12:02 AM – I call an Uber home. Fuck all these people.
12:04 AM – I walk to K street and get in a cab. Fuck my Uber driver.

12:30 AM – I arrive home and find myself in the middle of a potluck my roommate is hosting. Everyone is sober. I am, in a word, not.
Roomie – You’re home early!
J – Go to hell.

12:32 – I fall asleep fully clothed, contacts in, makeup on, teeth unbrushed. Is this why I’m single?

*RIP my relationship with Michelin Man: you were great while you lasted, and then you were the absolute fucking worst.
** I swear to God if you have set the tone for my whole 2017 love life I will find you and I will end you.

The worst part of the whole night was that, in setting up for her potluck, my roommate decided the best way to clean the kitchen would be to remove everything from all surfaces. Where’s the coffee maker, homegirl? Where’s my phone charger? WHERE IS MY DIGNITY?!

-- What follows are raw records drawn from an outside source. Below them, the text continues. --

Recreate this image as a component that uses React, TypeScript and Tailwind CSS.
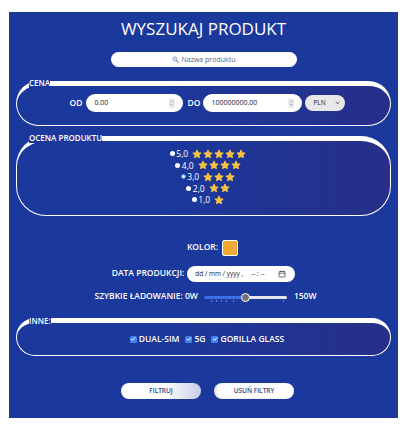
import React from "react";

const Star = () => (
  <svg width="10" height="10" viewBox="0 0 24 24" className="shrink-0">
    <path
      d="M12 2.8l2.8 6 6.5.8-4.8 4.5 1.2 6.5L12 17.4l-5.7 3.2 1.2-6.5-4.8-4.5 6.5-.8z"
      fill="#f4c245"
      stroke="#f4c245"
      strokeWidth="2.6"
      strokeLinejoin="round"
    />
  </svg>
);

const Checkbox = () => (
  <span className="flex h-[7px] w-[7px] shrink-0 items-center justify-center rounded-[1.5px] bg-[#3f83f0]">
    <svg width="6" height="6" viewBox="0 0 12 12">
      <path d="M2.5 6.3l2.4 2.4L9.6 3.6" fill="none" stroke="white" strokeWidth="2" strokeLinecap="round" strokeLinejoin="round" />
    </svg>
  </span>
);

const Spinner = () => (
  <span className="flex h-[10px] w-[6px] flex-col items-center justify-center rounded-[1px] bg-[#ececec]">
    <svg width="5" height="8" viewBox="0 0 10 16">
      <path d="M2.5 6l2.5-2.5L7.5 6M2.5 10l2.5 2.5L7.5 10" fill="none" stroke="#8a8a8a" strokeWidth="1.3" strokeLinecap="round" />
    </svg>
  </span>
);

interface GroupProps {
  legend: string;
  className?: string;
  children: React.ReactNode;
}

function Group({ legend, className, children }: GroupProps) {
  return (
    <fieldset
      className={`mx-[7px] rounded-[30px] border-x border-b border-t-[5px] border-white bg-linear-to-r from-transparent from-40% to-[#272f88] ${className ?? ""}`}
    >
      <legend className="ml-[12px] text-[8px] font-semibold leading-[10px] text-white">{legend}</legend>
      {children}
    </fieldset>
  );
}

const ratings = [5, 4, 3, 2, 1];
const ticks = [7, 12, 17, 22, 29, 40, 79];

export default function App() {
  return (
    <div className="h-[429px] w-[405px] bg-white pl-[9px] pt-[12px] font-['Open_Sans',sans-serif]">
      <div className="flex h-[406px] w-[389px] flex-col bg-[#1b389c] text-white">
        <h1 className="mt-[5px] text-center text-[17px] leading-[23px]">WYSZUKAJ PRODUKT</h1>

        {/* Search */}
        <div className="mx-auto mt-[12px] flex h-[15px] w-[186px] items-center justify-center gap-[3px] rounded-full bg-white">
          <svg width="7" height="7" viewBox="0 0 12 12">
            <circle cx="5" cy="5" r="3.4" fill="#cfe3f7" stroke="#7e9cc4" strokeWidth="1.4" />
            <path d="M7.5 7.5l3.3 3.3" stroke="#8a8f99" strokeWidth="2" strokeLinecap="round" />
          </svg>
          <span className="text-[7px] leading-none text-[#5f636c]">Nazwa produktu</span>
        </div>

        {/* Price */}
        <Group legend="CENA" className="mt-[11px] pb-[13px] pt-[6px]">
          <div className="flex items-center justify-center gap-[3px] pl-[8px] text-[8.5px] font-semibold">
            <span>OD</span>
            <div className="flex h-[18px] w-[97px] items-center justify-between rounded-full bg-white pl-[9px] pr-[8px] text-[7px] font-normal text-[#222]">
              <span>0.00</span>
              <Spinner />
            </div>
            <span className="ml-[2px]">DO</span>
            <div className="flex h-[18px] w-[99px] items-center justify-between rounded-full bg-white pl-[8px] pr-[8px] text-[7px] font-normal text-[#222]">
              <span>100000000.00</span>
              <Spinner />
            </div>
            <div className="flex h-[16px] w-[40px] items-center justify-between rounded-full bg-[#e8e8ea] pl-[8px] pr-[5px] text-[6.5px] font-normal text-[#222]">
              <span>PLN</span>
              <svg width="5" height="4" viewBox="0 0 10 8">
                <path d="M2 2.5l3 3 3-3" fill="none" stroke="#333" strokeWidth="1.6" strokeLinecap="round" strokeLinejoin="round" />
              </svg>
            </div>
          </div>
        </Group>

        {/* Rating */}
        <Group legend="OCENA PRODUKTU" className="mt-[7px] pb-[9px] pt-[5px]">
          <div className="flex flex-col items-center pl-[9px]">
            {ratings.map((r) => (
              <div key={r} className="flex h-[11.5px] items-center">
                {r === 3 ? (
                  <span className="h-[5px] w-[5px] rounded-full border-[1.3px] border-[#4a8cf5] bg-white" />
                ) : (
                  <span className="h-[5px] w-[5px] rounded-full bg-white" />
                )}
                <span className="ml-[1.5px] mr-[4px] text-[8.5px] leading-[11.5px]">{r},0</span>
                <div className="flex gap-[1px]">
                  {Array.from({ length: r }).map((_, i) => (
                    <Star key={i} />
                  ))}
                </div>
              </div>
            ))}
          </div>
        </Group>

        {/* Colour */}
        <div className="mt-[24px] flex items-center justify-center gap-[4px] pl-[18px] text-[8.5px] font-semibold">
          <span>KOLOR:</span>
          <span className="h-[16px] w-[16px] rounded-[2px] border-[1.5px] border-white bg-[#f3a936]" />
        </div>

        {/* Date */}
        <div className="mt-[10px] flex items-center justify-center gap-[3px] text-[8.5px] font-semibold">
          <span>DATA PRODUKCJI:</span>
          <div className="flex h-[16px] w-[108px] items-center rounded-full bg-white pl-[8px] pr-[9px] text-[6.5px] font-normal text-[#222]">
            <span>dd / mm / yyyy ,</span>
            <span className="ml-[8px]">-- : --</span>
            <svg className="ml-auto" width="8" height="8" viewBox="0 0 16 16">
              <rect x="2" y="3" width="12" height="11" rx="1" fill="none" stroke="#333" strokeWidth="1.4" />
              <path d="M2 6.5h12M5 1.5v3M11 1.5v3" stroke="#333" strokeWidth="1.4" />
            </svg>
          </div>
        </div>

        {/* Charging slider */}
        <div className="mt-[10px] flex h-[10px] items-center justify-center gap-[6px] pl-[4px] text-[8.5px] font-semibold">
          <span>SZYBKIE ŁADOWANIE: 0W</span>
          <div className="relative h-[10px] w-[83px]">
            <div className="absolute left-0 top-[4px] flex h-[3px] w-full overflow-hidden rounded-full">
              <span className="h-full w-[42px] bg-[#3a6fe6]" />
              <span className="h-full flex-1 bg-[#e6e7ec]" />
            </div>
            {ticks.map((t) => (
              <span key={t} className="absolute top-[8px] h-[2px] w-[0.5px] bg-[#7180b8]" style={{ left: t }} />
            ))}
            <span className="absolute left-[37px] top-[1px] h-[9px] w-[9px] rounded-full border-[1.5px] border-white bg-[#6e7179]" />
          </div>
          <span className="ml-[1px]">150W</span>
        </div>

        {/* Other */}
        <Group legend="INNE:" className="mt-[14px] pb-[10px] pt-[8px]">
          <div className="flex h-[11px] items-center justify-center gap-[6px] pl-[7px] text-[8.5px] font-semibold">
            <label className="flex items-center gap-[2px]">
              <Checkbox />
              DUAL-SIM
            </label>
            <label className="flex items-center gap-[2px]">
              <Checkbox />
              5G
            </label>
            <label className="flex items-center gap-[2px]">
              <Checkbox />
              GORILLA GLASS
            </label>
          </div>
        </Group>

        {/* Buttons */}
        <div className="mt-[27px] flex justify-center gap-[13px] pl-[8px]">
          <button className="h-[16px] w-[80px] rounded-full bg-linear-to-r from-white from-55% to-[#c8cfe6] text-[6.5px] font-semibold text-[#33427a]">
            FILTRUJ
          </button>
          <button className="h-[16px] w-[80px] rounded-full bg-white text-[6.5px] font-semibold text-[#33427a] shadow-[inset_2px_0_3px_rgba(0,0,0,0.12)]">
            USUŃ FILTRY
          </button>
        </div>
      </div>
    </div>
  );
}
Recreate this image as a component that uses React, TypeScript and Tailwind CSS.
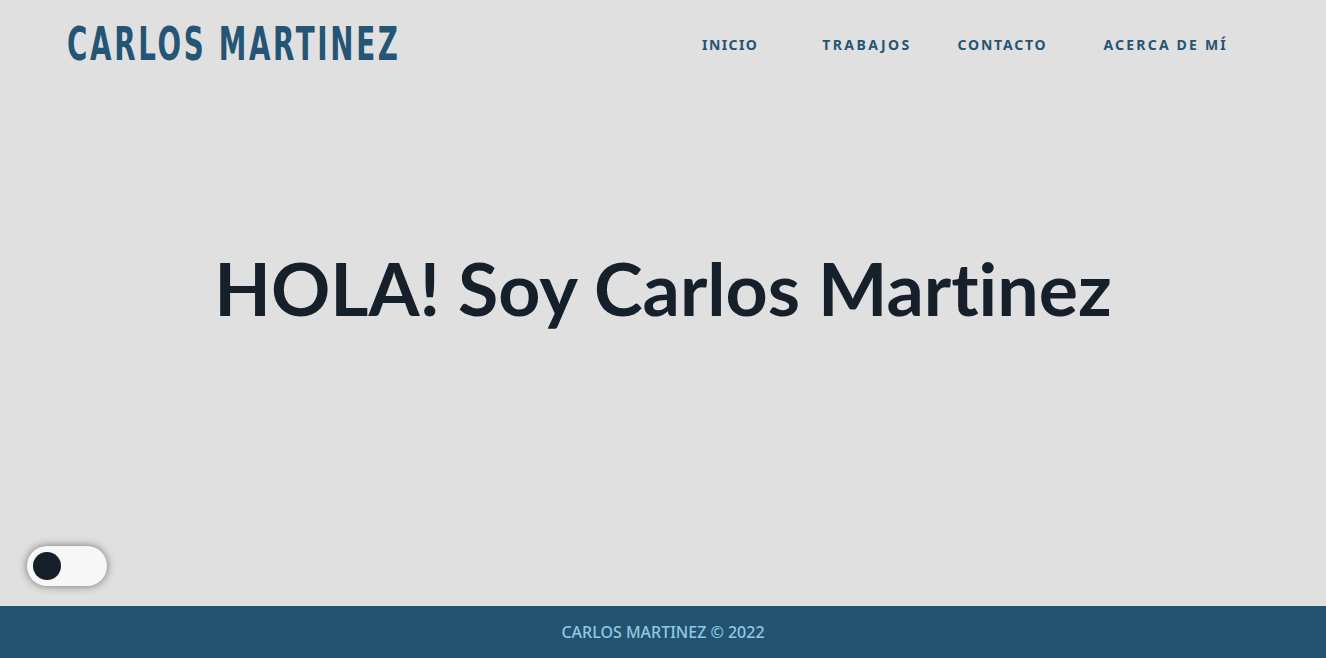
export default function App() {
  const links = [
    { label: "INICIO", className: "tracking-[1.4px]" },
    { label: "TRABAJOS", className: "ml-[64px] tracking-[2.4px]" },
    { label: "CONTACTO", className: "ml-[46px] tracking-[1.8px]" },
    { label: "ACERCA DE MÍ", className: "ml-[56px] tracking-[2.2px]" },
  ];

  return (
    <div className="min-h-screen flex flex-col bg-[#e0e0e0] font-['Noto_Sans',sans-serif]">
      {/* Header */}
      <header className="flex items-center justify-between h-[88px] pl-[67px] pr-[98px]">
        <h1 className="inline-block origin-left scale-x-[0.67] text-[46px] font-bold tracking-[4px] text-[#255574] leading-none font-['Liberation_Sans_Narrow','DejaVu_Sans_Condensed',sans-serif]">
          CARLOS MARTINEZ
        </h1>
        <nav className="flex items-center">
          {links.map((link) => (
            <a
              key={link.label}
              href="#"
              className={`text-[14px] font-bold text-[#255574] ${link.className}`}
            >
              {link.label}
            </a>
          ))}
        </nav>
      </header>

      {/* Hero */}
      <main className="flex-1 flex justify-center pt-[163px]">
        <h2 className="text-[73.5px] font-bold text-[#16202a] leading-none [font-variant-ligatures:none] font-['Lato',sans-serif]">
          HOLA! Soy Carlos Martinez
        </h2>
      </main>

      {/* Theme toggle */}
      <button
        className="fixed left-[27px] bottom-[72px] w-[80px] h-[40px] rounded-full bg-[#f7f7f7] shadow-[0_0_8px_rgba(0,0,0,0.5)] flex items-center px-[6px]"
        aria-label="Cambiar tema"
      >
        <span className="w-[28px] h-[28px] rounded-full bg-[#16202a]" />
      </button>

      {/* Footer */}
      <footer className="h-[52px] bg-[#245370] flex items-center justify-center">
        <p className="text-[16px] font-medium text-[#8ecae6]">CARLOS MARTINEZ © 2022</p>
      </footer>
    </div>
  );
}
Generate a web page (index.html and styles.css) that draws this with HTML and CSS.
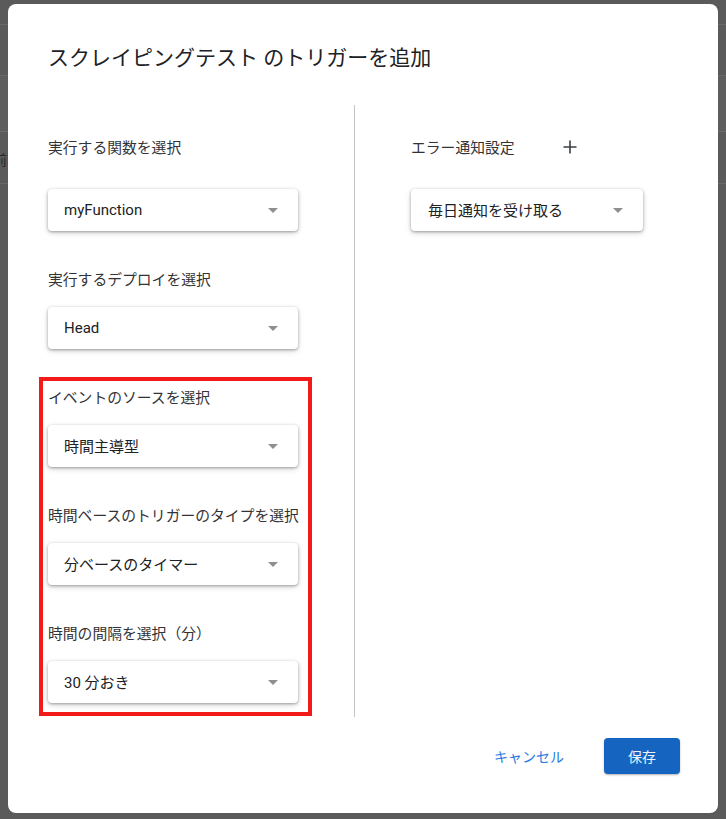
FILE: index.html
```html
<!DOCTYPE html>
<html lang="ja">
<head>
<meta charset="utf-8">
<title>トリガーを追加</title>
<link rel="stylesheet" href="styles.css">
</head>
<body>
<div class="backdrop">
  <div class="bd-row bd-r1"></div>
  <div class="bd-row bd-r2"></div>
  <div class="bd-row bd-r3"></div>
  <div class="bd-row bd-r4"><span class="bd-text">前回</span></div>
  <div class="bd-row bd-r5"></div>
</div>

<div class="dialog">
  <h1 class="title">スクレイピングテスト のトリガーを追加</h1>

  <div class="content">
    <div class="col col-left">
      <div class="field">
        <div class="field-head head-tall">実行する関数を選択</div>
        <div class="select"><span class="select-text">myFunction</span><span class="caret"></span></div>
      </div>
      <div class="field">
        <div class="field-head">実行するデプロイを選択</div>
        <div class="select"><span class="select-text">Head</span><span class="caret"></span></div>
      </div>

      <div class="highlight">
        <div class="field">
          <div class="field-head">イベントのソースを選択</div>
          <div class="select"><span class="select-text">時間主導型</span><span class="caret"></span></div>
        </div>
        <div class="field">
          <div class="field-head">時間ベースのトリガーのタイプを選択</div>
          <div class="select"><span class="select-text">分ベースのタイマー</span><span class="caret"></span></div>
        </div>
        <div class="field">
          <div class="field-head">時間の間隔を選択（分）</div>
          <div class="select"><span class="select-text">30 分おき</span><span class="caret"></span></div>
        </div>
      </div>
    </div>

    <div class="divider"></div>

    <div class="col col-right">
      <div class="field">
        <div class="field-head head-tall">
          <span>エラー通知設定</span>
          <span class="add-btn">
            <svg width="14" height="14" viewBox="0 0 14 14" aria-hidden="true">
              <path d="M7 0.5V13.5M0.5 7H13.5" stroke="#3c4043" stroke-width="1.6" fill="none"/>
            </svg>
          </span>
        </div>
        <div class="select select-narrow"><span class="select-text">毎日通知を受け取る</span><span class="caret"></span></div>
      </div>
    </div>
  </div>

  <div class="footer">
    <button class="btn btn-text">キャンセル</button>
    <button class="btn btn-primary">保存</button>
  </div>
</div>
</body>
</html>
```

FILE: styles.css
```css
* {
  box-sizing: border-box;
}

html, body {
  margin: 0;
  padding: 0;
}

body {
  width: 726px;
  height: 819px;
  overflow: hidden;
  background: #5a5a5a;
  font-family: Roboto, "Noto Sans CJK JP", sans-serif;
  position: relative;
}

/* page behind the overlay */
.backdrop {
  display: flex;
  flex-direction: column;
}

.bd-row {
  border-bottom: 1px solid #6a6a6a;
}

.bd-r1 { height: 25px; }
.bd-r2 { height: 51px; }
.bd-r3 { height: 56px; background: #5e5e5e; }
.bd-r4 {
  height: 52px;
  display: flex;
  align-items: center;
}
.bd-r5 { border-bottom: none; }

.bd-text {
  margin-left: -7px;
  font-size: 14px;
  color: #262626;
  font-family: "Noto Sans CJK JP", sans-serif;
  padding-top: 2px;
}

/* dialog */
.dialog {
  position: absolute;
  left: 8px;
  top: 4px;
  width: 710px;
  height: 809px;
  background: #ffffff;
  border-radius: 8px;
  padding: 40px 38px 0 40px;
  display: flex;
  flex-direction: column;
}

.title {
  margin: 0;
  font-size: 21px;
  line-height: 28px;
  font-weight: 400;
  color: #202124;
}

.content {
  display: flex;
  margin-top: 33px;
}

.col {
  display: flex;
  flex-direction: column;
  align-items: flex-start;
  padding-top: 19px;
}

.col-left {
  width: 306px;
  padding-bottom: 1px;
}

.divider {
  width: 1px;
  background: #c4c4c4;
}

.col-right {
  padding-left: 56px;
}

.field {
  display: flex;
  flex-direction: column;
  align-items: flex-start;
}

.field + .field {
  margin-top: 37px;
}

.field-head {
  height: 20px;
  display: flex;
  align-items: center;
  margin-bottom: 19px;
  font-size: 14.8px;
  color: #333336;
  white-space: nowrap;
}

.head-tall {
  height: 44px;
  margin-bottom: 21px;
}

.add-btn {
  width: 40px;
  height: 40px;
  margin-left: 35px;
  display: flex;
  align-items: center;
  justify-content: center;
  padding-top: 2px;
}

.select {
  width: 250px;
  height: 42px;
  background: #ffffff;
  border-radius: 4px;
  box-shadow: 0 1px 3px rgba(0, 0, 0, 0.32), 0 2px 6px rgba(0, 0, 0, 0.14);
  display: flex;
  align-items: center;
  justify-content: space-between;
  padding: 0 20px 0 16px;
}

.select-narrow {
  width: 232px;
  padding-left: 17px;
}

.select-text {
  font-size: 15px;
  color: #202124;
  white-space: nowrap;
  margin-top: -1px;
}

.caret {
  width: 0;
  height: 0;
  border-left: 5.5px solid transparent;
  border-right: 5.5px solid transparent;
  border-top: 5px solid #8f8f8f;
  margin-top: 1px;
}

.highlight {
  width: 273px;
  margin-top: 28px;
  margin-left: -9px;
  border: 4px solid #f31a1a;
  padding: 5px 10px 9px 5px;
  display: flex;
  flex-direction: column;
  align-items: flex-start;
}

/* footer */
.footer {
  display: flex;
  justify-content: flex-end;
  align-items: center;
  margin-top: 21px;
}

.btn {
  font-family: Roboto, "Noto Sans CJK JP", sans-serif;
  font-size: 14px;
  border: none;
  height: 36px;
  border-radius: 4px;
  cursor: pointer;
}

.btn-text {
  background: transparent;
  color: #2a7ae2;
  padding: 0 16px;
  margin-right: 24px;
}

.btn-primary {
  width: 76px;
  background: #1565c0;
  color: #eef3fb;
  box-shadow: 0 1px 2px rgba(0, 0, 0, 0.3);
}
```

So anyway, my only resolutions for 2017 are to go on more first dates than I did last year (total count: 44) and to have as much fun as possible. I’ve been on two dates thus far, and I’m currently on an airplane to the Florida Keys, so I’d say my goals are going pretty well.

My knees, however, are not doing as well. Bandaid-shaped tan lines are all the rage this season, right? RIGHT?!